If you're talking about trees in the wilderness, cutting down the trees in the forest would destroy secondary native tree species and destroy the delicate forest understory which is home to rare and endangered species, as well as removing the habitat that the tree itself provides to birds and insects. Everything living around the cut tree would be destroyed, and whereever the mechanical equipment and humans tread to access it would be destroyed. Logging would also introduce and promote aggressive alien weeds and cause terrible erosion and soil damage.

If you're talking about trees in a timber plantation, they are usually already cattle pastures dominated by thick alien grass. There may be birds and insects living in the trees, though. Koas also harvest water from mist in the air, dripping it down to the soil and shading the ground, and release moisture into the air when it is dry, so they are an important part of the water cycle.

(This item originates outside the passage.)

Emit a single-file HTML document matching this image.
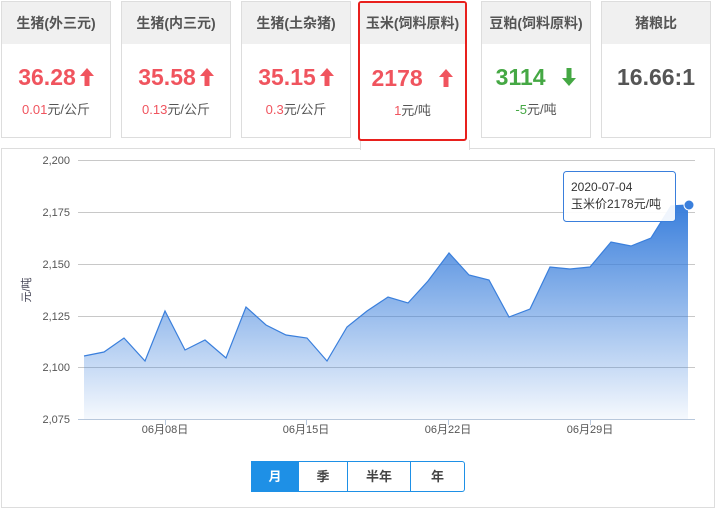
<!DOCTYPE html>
<html><head><meta charset="utf-8"><style>
*{margin:0;padding:0;box-sizing:border-box}
body{width:721px;height:499px;background:#fff;font-family:"Liberation Sans","Noto Sans CJK SC",sans-serif;position:relative;overflow:hidden}
.card{position:absolute;top:1px;width:110px;height:137px;border:1px solid #ddd;background:#fff;text-align:center}
.card .h{height:42px;background:#f0f0f0;line-height:42px;font-size:14px;color:#555;font-weight:bold}
.card .v{margin-top:20px;font-size:23px;font-weight:bold;line-height:26px}
.card .s{margin-top:9px;font-size:13px;color:#555}
.r{color:#f0545e}.g{color:#45a844}
.v svg{vertical-align:-1px;margin-left:4px}
.btn{position:absolute;top:461px;height:31px;line-height:29px;text-align:center;font-size:13px;color:#444;font-weight:bold;border:1px solid #1e90e6;border-left:none;background:#fff}
</style></head><body>
<div class="card" style="left:1px"><div class="h">生猪(外三元)</div><div class="v r">36.28<svg width="14" height="18" viewBox="0 0 14 18"><path d="M7 0 L14 8 L9.5 8 L9.5 18 L4.5 18 L4.5 8 L0 8Z" fill="#f0545e"/></svg></div><div class="s"><span class="r">0.01</span>元/公斤</div></div>
<div class="card" style="left:121px"><div class="h">生猪(内三元)</div><div class="v r">35.58<svg width="14" height="18" viewBox="0 0 14 18"><path d="M7 0 L14 8 L9.5 8 L9.5 18 L4.5 18 L4.5 8 L0 8Z" fill="#f0545e"/></svg></div><div class="s"><span class="r">0.13</span>元/公斤</div></div>
<div class="card" style="left:241px"><div class="h">生猪(土杂猪)</div><div class="v r">35.15<svg width="14" height="18" viewBox="0 0 14 18"><path d="M7 0 L14 8 L9.5 8 L9.5 18 L4.5 18 L4.5 8 L0 8Z" fill="#f0545e"/></svg></div><div class="s"><span class="r">0.3</span>元/公斤</div></div>
<div class="card" style="left:481px"><div class="h">豆粕(饲料原料)</div><div class="v g">3114 &nbsp;<svg width="14" height="18" viewBox="0 0 14 18"><path d="M7 18 L14 10 L9.5 10 L9.5 0 L4.5 0 L4.5 10 L0 10Z" fill="#45a844"/></svg></div><div class="s"><span class="g">-5</span>元/吨</div></div>
<div class="card" style="left:601px"><div class="h">猪粮比</div><div class="v" style="color:#555">16.66:1</div></div>
<div style="position:absolute;left:1px;top:148px;width:714px;height:360px;border:1px solid #ddd"></div>
<div style="position:absolute;left:360px;top:140px;width:110px;height:10px;background:#fff;border-left:1px solid #ddd;border-right:1px solid #ddd"></div>
<div style="position:absolute;left:358px;top:1px;width:109px;height:140px;border:2px solid #e8201d;border-radius:3px;z-index:2;text-align:center;overflow:hidden">
<div style="height:41px;background:#f0f0f0;line-height:41px;font-size:14px;color:#555;font-weight:bold">玉米(饲料原料)</div>
<div class="v r" style="margin-top:21px;font-size:23px;font-weight:bold;line-height:26px">2178 &nbsp;<svg width="14" height="18" viewBox="0 0 14 18"><path d="M7 0 L14 8 L9.5 8 L9.5 18 L4.5 18 L4.5 8 L0 8Z" fill="#f0545e"/></svg></div>
<div style="margin-top:9px;font-size:13px;color:#555"><span class="r">1</span>元/吨</div></div>
<svg style="position:absolute;left:0;top:0" width="721" height="499">
<defs><linearGradient id="gr" x1="0" y1="0" x2="0" y2="1"><stop offset="0" stop-color="#3a7fdc"/><stop offset="1" stop-color="#3a7fdc" stop-opacity="0.05"/></linearGradient></defs>
<g stroke="#c8c8c8" stroke-width="1">
<line x1="78" y1="160.5" x2="695" y2="160.5"/><line x1="78" y1="212.5" x2="695" y2="212.5"/><line x1="78" y1="264.5" x2="695" y2="264.5"/><line x1="78" y1="316.5" x2="695" y2="316.5"/><line x1="78" y1="367.5" x2="695" y2="367.5"/></g>
<path d="M84,356 L104,352 L124,338 L145,361 L165,311 L185,350 L205,340 L226,358 L246,307 L266,325 L286,335 L307,338 L327,361 L347,327 L367,311 L388,297 L408,303 L428,281 L449,253 L469,275 L489,280 L509,317 L530,309 L550,267 L570,269 L590,267 L611,242 L631,246 L651,238 L671,206 L688,205 L688,419 L84,419 Z" fill="url(#gr)"/>
<path d="M84,356 L104,352 L124,338 L145,361 L165,311 L185,350 L205,340 L226,358 L246,307 L266,325 L286,335 L307,338 L327,361 L347,327 L367,311 L388,297 L408,303 L428,281 L449,253 L469,275 L489,280 L509,317 L530,309 L550,267 L570,269 L590,267 L611,242 L631,246 L651,238 L671,206 L688,205" fill="none" stroke="#3a7fdc" stroke-width="1.2"/>
<line x1="78" y1="419.5" x2="695" y2="419.5" stroke="#b8c8dc"/>
<g stroke="#b8c8dc"><line x1="165.5" y1="419" x2="165.5" y2="425"/><line x1="306.5" y1="419" x2="306.5" y2="425"/><line x1="448.5" y1="419" x2="448.5" y2="425"/><line x1="590.5" y1="419" x2="590.5" y2="425"/></g>
<circle cx="689" cy="205" r="5" fill="#3a7fdc" stroke="#fff" stroke-width="1"/>
<g font-size="11" fill="#555" text-anchor="end" font-family="Liberation Sans,sans-serif">
<text x="70" y="164">2,200</text><text x="70" y="216">2,175</text><text x="70" y="268">2,150</text><text x="70" y="320">2,125</text><text x="70" y="371">2,100</text><text x="70" y="423">2,075</text></g>
<g font-size="11" fill="#555" text-anchor="middle" font-family="Liberation Sans,Noto Sans CJK SC,sans-serif">
<text x="165" y="433">06月08日</text><text x="306" y="433">06月15日</text><text x="448" y="433">06月22日</text><text x="590" y="433">06月29日</text></g>
<text transform="translate(30,290) rotate(-90)" font-size="11" fill="#445" text-anchor="middle" font-family="Liberation Sans,Noto Sans CJK SC,sans-serif">元/吨</text>
<rect x="563.5" y="171.5" width="112" height="50" rx="3" fill="#fff" fill-opacity="0.92" stroke="#3a7fdc"/>
<text x="571" y="191" font-size="12" fill="#333" font-family="Liberation Sans,sans-serif">2020-07-04</text>
<text x="571" y="208" font-size="12" fill="#333" font-family="Liberation Sans,Noto Sans CJK SC,sans-serif">玉米价2178元/吨</text>
</svg>
<div class="btn" style="left:251px;width:48px;background:#1e90e6;color:#fff;border-left:1px solid #1e90e6">月</div>
<div class="btn" style="left:299px;width:49px">季</div>
<div class="btn" style="left:348px;width:63px">半年</div>
<div class="btn" style="left:411px;width:54px;border-radius:0 3px 3px 0">年</div>
</body></html>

Trees also prevent erosion. Harvesting modest numbers annually in a timber plantation might not have any great effect since there is only a mat of pasture grass underneath which is probably going to survive the harvesting operation.

Jerryc41
06-09-2018, 01:37 AM
Koas also harvest water from mist in the air, dripping it down to the soil and shading the ground, and release moisture into the air when it is dry, so they are an important part of the water cycle. Trees also prevent erosion. Harvesting modest numbers annually in a timber plantation might not have any great effect since there is only a mat of pasture grass underneath which is probably going to survive the harvesting operation.

And people continue to think they're smarter than Nature, and look at the result.